So this month is National Adoption Month. There is a big push for foster and adoptive families. I find it really frustrating when I know there are familys just sitting waiting and waiting and waiting some more. I know the majority of the people that are involved in the process truly care for the children and their futures, but somewhere there is a breakdown. I don’t understand the wait or the cost when they are begging families to consider adoption. Maybe I’m just a little frustrated, but right now that’s my feelings. People ask me all the time why it costs so much or takes so long and I honestly don’t have an answer for that. I wish I did. In the meantime, kids are waiting too. Valuable time is being lost while others are in control.

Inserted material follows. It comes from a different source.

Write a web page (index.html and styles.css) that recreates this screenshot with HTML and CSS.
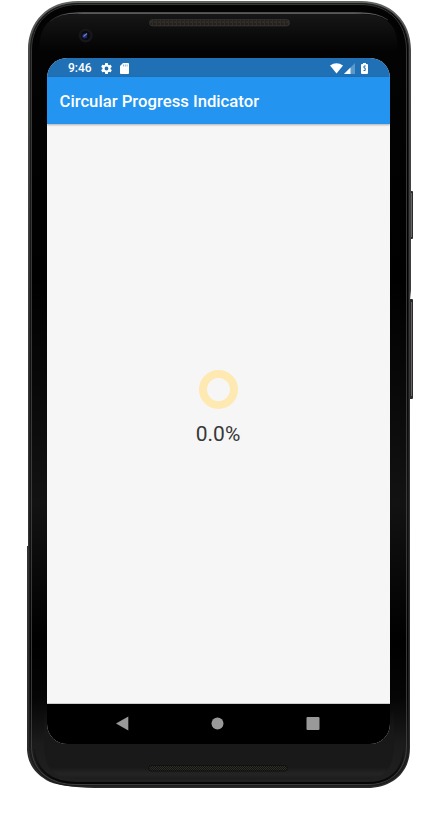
FILE: index.html
```html
<!DOCTYPE html>
<html lang="en">
<head>
<meta charset="utf-8">
<title>Circular Progress Indicator</title>
<link rel="stylesheet" href="styles.css">
</head>
<body>
<div class="device">
  <svg class="frame" width="441" height="821" viewBox="0 0 441 821" aria-hidden="true">
    <defs>
      <linearGradient id="body" x1="0" y1="0" x2="0" y2="1">
        <stop offset="0" stop-color="#030303"/><stop offset=".08" stop-color="#030303"/>
        <stop offset=".35" stop-color="#000"/><stop offset=".64" stop-color="#121212"/>
        <stop offset=".82" stop-color="#000"/><stop offset=".89" stop-color="#050505"/>
        <stop offset=".95" stop-color="#1b1b1b"/><stop offset="1" stop-color="#202020"/>
      </linearGradient>
      <linearGradient id="panel" x1="0" y1="0" x2="0" y2="1">
        <stop offset="0" stop-color="#171717"/><stop offset="1" stop-color="#030303"/>
      </linearGradient>
      <linearGradient id="chin" x1="0" y1="0" x2="0" y2="1">
        <stop offset="0" stop-color="#161616" stop-opacity="0"/><stop offset=".4" stop-color="#181818"/>
        <stop offset=".83" stop-color="#191919"/><stop offset=".93" stop-color="#242424"/><stop offset="1" stop-color="#1c1c1c"/>
      </linearGradient>
      <linearGradient id="rim" x1="0" y1="0" x2="0" y2="1">
        <stop offset="0" stop-color="#626662"/><stop offset=".06" stop-color="#484a48"/>
        <stop offset=".5" stop-color="#373737"/><stop offset="1" stop-color="#2c2a2b"/>
      </linearGradient>
      <linearGradient id="shine">
        <stop offset="0" stop-color="#999" stop-opacity=".1"/><stop offset=".1" stop-color="#999"/>
        <stop offset=".9" stop-color="#999"/><stop offset="1" stop-color="#999" stop-opacity=".3"/>
      </linearGradient>
      <linearGradient id="groove" gradientUnits="userSpaceOnUse" x1="0" y1="745" x2="0" y2="783">
        <stop offset="0" stop-color="#050505" stop-opacity="0"/><stop offset="1" stop-color="#050505"/>
      </linearGradient>
      <pattern id="mesh" width="4" height="4" patternUnits="userSpaceOnUse">
        <rect width="4" height="4" fill="#25221e"/><path d="M0 0v4M2 2h2" stroke="#3a3632"/>
      </pattern>
      <pattern id="mesh2" width="2" height="2" patternUnits="userSpaceOnUse">
        <rect width="2" height="2" fill="#131312"/><path d="M0 0h1v1H0zM1 1h1v1H1z" fill="#302d28"/>
      </pattern>
    </defs>
    <rect x="408" y="191" width="5" height="48" rx="1" fill="#2b292a"/>
    <rect x="411" y="193" width="1" height="44" fill="#6a6465"/>
    <rect x="408" y="299" width="5" height="100" rx="1" fill="#2b292a"/>
    <rect x="411" y="302" width="1" height="94" fill="#6a6465"/>
    <path d="M27 546h4v205h-4z" fill="#393939"/>
    <path d="M28 50C28 21 48 1 78 1H361C391 1 411 21 411 50V290L410 300V748C410 772 393 788 367 788H94Q63 787 50 782C36 775 27 764 27 748V546H28Z" fill="url(#rim)"/>
    <path d="M30.500 50C30.500 22 49 3.500 78 3.500H361C390 3.500 408.500 22 408.500 50V748C408.500 771 392 786 367 786H77C47 786 29.500 770 29.500 746Z" fill="url(#body)" stroke="#1b1c1b"/>
    <path d="M31.500 50C31.500 23 50 4.500 78 4.500H361C389 4.500 406.500 23 406.500 50V746C406.500 770 391 784.500 367 784.500H77C47 784.500 31.500 769 31.500 746Z" fill="none" stroke="#444644" stroke-width=".8"/>
    <path d="M33 50C33 23 50 6 78 6H361C388 6 405 23 405 50V746C405 769 390 783 367 783H77C47 783 33 768 33 746Z" fill="url(#body)"/>
    <path d="M37 51C38 23 49 13 80 13H360C389 13 398 23 399 51Z" fill="url(#panel)"/>
    <path d="M37 50C37 24 48 12 78 12M361 12C389 12 400 24 400 50" fill="none" stroke="#030303" stroke-width="4"/>
    <path d="M50 21Q60 13 77 13L361 13.010Q378 13 388 20" fill="none" stroke="url(#shine)"/>
    <path d="M44 710H394V744C394 766 386 779 366 779H80C53 779 44 769 44 744Z" fill="url(#chin)"/>
    <path d="M34 749C36 770 50 783 77 783H367C389 783 402 772 404 750" fill="none" stroke="url(#groove)" stroke-width="2"/>
    <rect x="149.500" y="19.500" width="140" height="6.500" rx="3" fill="url(#mesh)" stroke="#3a3a3a" stroke-width=".6"/>
    <rect x="148.500" y="765.500" width="139" height="5.500" rx="2.700" fill="url(#mesh2)" stroke="#111"/>
    <circle cx="85.700" cy="35.500" r="7" fill="#171719"/>
    <circle cx="85.700" cy="35.500" r="4.500" fill="#090a12"/>
    <circle cx="84.700" cy="36" r="2.500" fill="#202a68"/>
    <path d="M83.500 36.500L87 33.500" stroke="#7182c5" stroke-width="1.200"/>
  </svg>
  <main class="screen">
    <header class="status">
      <span class="time">9:46</span>
      <svg class="gear" width="13" height="13" viewBox="0 0 24 24"><path fill="#fff" fill-rule="evenodd" d="M19.400 13c.1-.7.1-1.300 0-2l2.200-1.700c.2-.2.300-.5.100-.7l-2-3.500c-.1-.2-.4-.3-.6-.2l-2.500 1c-.5-.4-1.100-.7-1.700-1l-.4-2.600c0-.2-.2-.4-.5-.4h-4c-.3 0-.5.200-.5.400l-.4 2.600c-.6.300-1.200.6-1.700 1l-2.500-1c-.2-.1-.5 0-.6.200l-2 3.500c-.1.200-.1.500.1.700L4.600 11a8 8 0 0 0 0 2l-2.200 1.700c-.2.200-.2.500-.1.700l2 3.500c.1.200.4.300.6.200l2.500-1c.5.400 1.100.7 1.700 1l.4 2.600c0 .2.200.4.500.4h4c.3 0 .5-.2.500-.4l.4-2.600c.6-.3 1.200-.6 1.700-1l2.500 1c.2.100.5 0 .6-.2l2-3.500c.1-.2.1-.5-.1-.7ZM12 15.500a3.500 3.500 0 1 1 0-7 3.500 3.500 0 0 1 0 7Z"/></svg>
      <svg class="card" width="9" height="11" viewBox="0 0 9 11"><path fill="#fff" d="M3 0h5q1 0 1 1v9q0 1-1 1H1q-1 0-1-1V3Z"/><path d="M3.500 1.500v2M5.300 1.500v2M7.100 1.500v2" stroke="#1f70b5" stroke-width=".5"/></svg>
      <svg class="wifi" width="13" height="11" viewBox="0 0 13 11"><path fill="#fff" d="M0 2.500Q6.500-2 13 2.500L6.500 10.500Z"/></svg>
      <svg class="signal" width="11" height="11" viewBox="0 0 11 11"><path fill="#5b98cc" d="M0 11L11 0V11Z"/><path fill="#fff" d="M0 11L6.500 4.500V11Z"/></svg>
      <svg class="battery" width="7" height="11" viewBox="0 0 7 11"><path fill="#fff" d="M2 0h3v1h1q1 0 1 1v8q0 1-1 1H1q-1 0-1-1V2q0-1 1-1h1Z"/><path fill="none" stroke="#1f70b5" stroke-width="1" d="M4.700 3H3v2h1.200v2.500H2.500"/></svg>
    </header>
    <h1 class="appbar">Circular Progress Indicator</h1>
    <section class="content">
      <div class="ring"></div>
      <p class="value">0.0%</p>
    </section>
    <nav class="nav">
      <svg width="13" height="16" viewBox="0 0 13 16"><path fill="#999" d="M0 7.500L12.300.5V14.500Z"/></svg>
      <svg width="13" height="16" viewBox="0 0 13 16"><circle cx="6.500" cy="7.500" r="6" fill="#999"/></svg>
      <svg width="14" height="16" viewBox="0 0 14 16"><rect x=".5" y="1" width="13" height="13" rx="1" fill="#999"/></svg>
    </nav>
  </main>
</div>
</body>
</html>
```
FILE: styles.css
```css
* { box-sizing: border-box; }
body { margin: 0; background: #fff; font-family: Roboto, "Liberation Sans", sans-serif; }
.device { position: relative; width: 441px; height: 821px; padding: 58px 51px 77px 47px; overflow: hidden; }
.frame { position: absolute; inset: 0; }
.screen { position: relative; display: flex; flex-direction: column; width: 343px; height: 686px; border-radius: 20px; overflow: hidden; background: #f6f6f6; }
.status { flex: 0 0 19px; display: flex; align-items: center; padding: 1px 22px 0 21px; background: #1f70b5; color: #fff; }
.time { width: 32px; font-size: 12px; line-height: 18px; font-weight: 500; }
.card { margin-left: 7px; }
.wifi { margin-left: auto; }
.signal { margin-left: 1px; }
.battery { margin-left: 6px; }
.appbar { position: relative; flex: 0 0 47px; min-height: 0; margin: 0; padding-left: 12.500px; background: #2394f0; color: #fff; font-size: 16.700px; line-height: 50px; font-weight: 500; white-space: nowrap; box-shadow: 0 1px 2px rgba(0,0,0,.3); }
.content { flex: 1; display: flex; flex-direction: column; align-items: center; padding-top: 246px; border-bottom: 1px solid #ccc; }
.ring { width: 39px; height: 39px; margin-right: 1px; border: 8px solid #fde9b1; border-radius: 50%; }
.value { margin: 12px 1px 0 0; font-size: 21px; line-height: 26px; color: #383838; }
.nav { flex: 0 0 40px; display: flex; justify-content: space-between; align-items: center; padding: 0 70px 0 69px; background: #000; }
```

I have written before that I never imagined that we would actually be approved and waiting. I thought other people did it, but never thought we could. Now, I am finding it impossible to imagine the end. I used to be able to picture kids in our family and what it would be like, but now, I struggle to have those images. I’m feeling like maybe it won’t ever happen. I don’t want to be too old. We don’t want to put ourselves through this forever, just waiting. Yes, people say be patient, it will happen and I really want to believe that but I don’t know if I will until it is DONE. I will be 40 in May and ideally I wanted to do it by then. I thought May was plenty of time when we started this in January 09. I guess its Gods plan, not mine. I have been blessed that I have never had to deal with any kind of wait like this besides my nine month pregnancies, and even then, I could see the end. I thought I would go crazy when Ally was 11 days past her due date. Wow, and look now. So close, yet so far. This is such a huge test for me. Sometimes, well a lot of time, I just feel defeated, drained and helpless. Or I am just exhausted from fighting those feelings. Its like voluntarily putting yourself through some sort of torture that you have no control over except to choose to go thru it.
I try not to gripe and complain all the time, but unless you go through it, its hard to expect others to understand the feelings. Some don’t understand why I am so stressed about it and actually I think men handle it better. It is nice to have other women who are going through it to gripe back and forth to so we don’t drive our husbands and friends crazy, but sometimes we have to remember to encourage each other too or we bring each other down further. I have wonderful, wonderful friends and family who have been so very understanding and supportive though and I am so thankful they have put up with me. I bet they are all just as anxious to get this done as I am so I will shut up! LOL.